Bloody Head - Eden In Retrograde (Bandcamp)
This is actually an album of remixes of tracks from the Nottingham lysergic punks Bloody Head album ‘Perpetual Eden’. It takes as its starting point the genuinely psychedelic nature of the band and highlights the beauty hidden in the noises between the notes themselves with the various artists creating other sound worlds that veer from tribal beats, dark ambient, degraded warping and ominous harsh noise to glitchy, phased sections of musique concrète. It’s best listened to in one sitting with an open mind, in the truest sense of the term. Lovely pink translucent cassette tapes with printed labels are available from The Print Project.
Dead Mint - Dead Mint (Minty Fresh Records)
Trippy, desert rock/garage vibes with a very UK twist.
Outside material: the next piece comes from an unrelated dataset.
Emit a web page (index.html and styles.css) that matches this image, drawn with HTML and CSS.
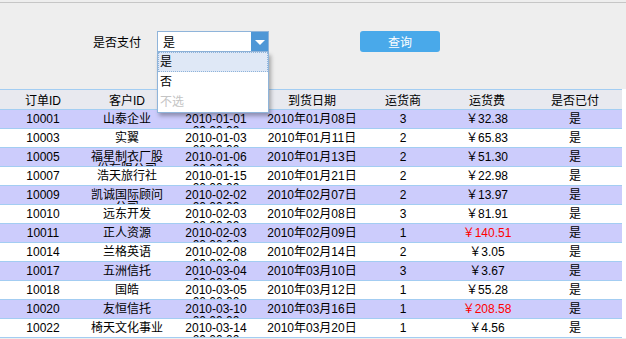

Wonderful sounding album suggesting late night/early dawn rituals with an almost Shimmy Disc Records flavour and hints of Bongwater, Kim Gordon, Murder City Devils and even Kyuss in places.
Cool vocals add to the intrigue and this great set ends with its two best tracks the Can-esque freak out of The Weir and the beautiful Bulwell Bogs.
Knives - The Dagger (Marshall)
From Bristol, this track is from their forthcoming album, ‘Glitter’, out 2nd May. Well, this is by far my track of the month and may well end up being my track of the year. Molasses-thick riffage riding on irresistible rhythms using smart dynamics that showcase the interplay between guitar and sax in the verses and accentuate the boisterous chorus when it kicks in flinging aside all in its path. A collision of Fugazi, Public Enemy and Sons Of Kemet with a 21st century Bristol spin. Brilliant stuff.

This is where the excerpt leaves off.